Pour le propriétaire du bateau, l'affaire a été clôturée sans suite en juillet 2015. Par contre, exactement deux mois après le dernier départ du navire suisse depuis Banias, une société impliquée dans l’achat du carburant transporté par le chimiquier suisse s'est retrouvée inscrite sur la liste des sanctions américaines.
"Soutien au gouvernement syrien"
La compagnie concernée, Milenyum Energy SA - une offshore panaméenne active en Turquie - "a été désignée pour avoir matériellement aidé (…) ou fourni (…) des biens et services pour soutenir le gouvernement syrien", a justifié le Trésor américain.
Nous n'avions aucune base légale pour interdire ces transports
"Nous n'avions aucune base légale pour interdire ce transport", a expliqué un porte-parole du DFAE, qui estime aussi que l'image de la Suisse, qui accueille en ce moment les négociations de paix sur la Syrie, n'avait pas été écornée "car les lois nationales comme internationales avaient été respectées".
Le DFAE a confirmé qu’aucune destination n’était interdite aux navires sous pavillon suisse, qu’il ne contrôlait pas les destinations et que les trajets comme les marchandises transportées ne devaient pas être annoncées.
Au SECO, "on ne se prononce pas sur des cas particuliers" tout en rappelant la légalité du transport de gazole vers la Syrie et qu’"il incombe aux acteurs privés de vérifier qu’aucune personne sanctionnée n’est impliquée dans une relation d’affaires".
Les contrôles en question
Ce transfert controversé de carburant met en lumière une des limites de l'auto-régulation sur laquelle s'appuient les autorités suisses. L'utilisation d’une société écran, qui selon les Etats-Unis a permis au régime de Bachar al-Assad de se ravitailler, semble avoir suffi à camoufler l'identité du destinataire final.
Si le diesel ne se trouve pas sur la liste des biens visés par les sanctions Suisse, la compagnie pétrolière étatique Sytrol, avec qui aurait fait affaire Milenyum Energy, y est, quant à elle, bien inscrite depuis 2012.
"Les lois et l'esprit" des lois
Pour le conseiller national démocrate-chrétien Guillaume Barazzone (GE), il est nécessaire que "même si ce n'est pas illégal, les autorités suisses conseillent aux sociétés suisses ayant des bateaux à pavillon suisse de faire attention aussi à l'esprit des sanctions." Son homologue socialiste Carlo Sommarugo dénonce pour sa part une "faille" dans le dispositif législatif helvétique et demande au Conseil fédéral d'intervenir pour mettre fin à cette "pure hypocrisie" (écouter la réaction ci-contre).
Marc Renfer
Une flotte dont l'origine remonte à la 2e Guerre mondiale
La flotte de commerce suisse vient fêter ses 75 ans et a comme origine la Seconde Guerre mondiale.
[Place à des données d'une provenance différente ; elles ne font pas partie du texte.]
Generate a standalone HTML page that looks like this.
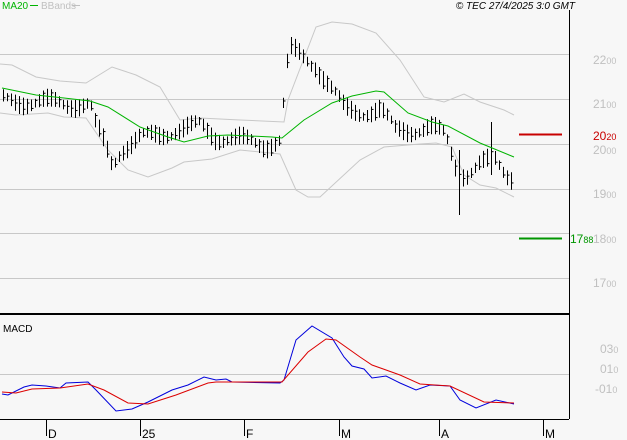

L'Allemagne ayant fermé le Rhin à la navigation marchande, principale voie d'approvisionnement pour la Suisse, le Conseil fédéral a créé la marine marchande suisse.
La mission première de la flotte nationale commerciale, soit l'approvisionnement du pays en cas de conflit, est encore valable aujourd'hui même si les bateaux sont en mains privées.
Pour inscrire une embarcation sous pavillon helvète, il est nécessaire que 51% des actionnaires de la société propriétaire du bateau soient d'origine helvétique et domiciliés en Suisse.
Pour des raisons de sécurité, tous les armateurs doivent indiquer, chaque semaine, la position de leurs embarcations tant à Bâle, auprès de l’Office suisse de la navigation maritime (OSNM), qu’à Berne, auprès de l’Office fédéral pour l’approvisionnement économique du pays (OFAE).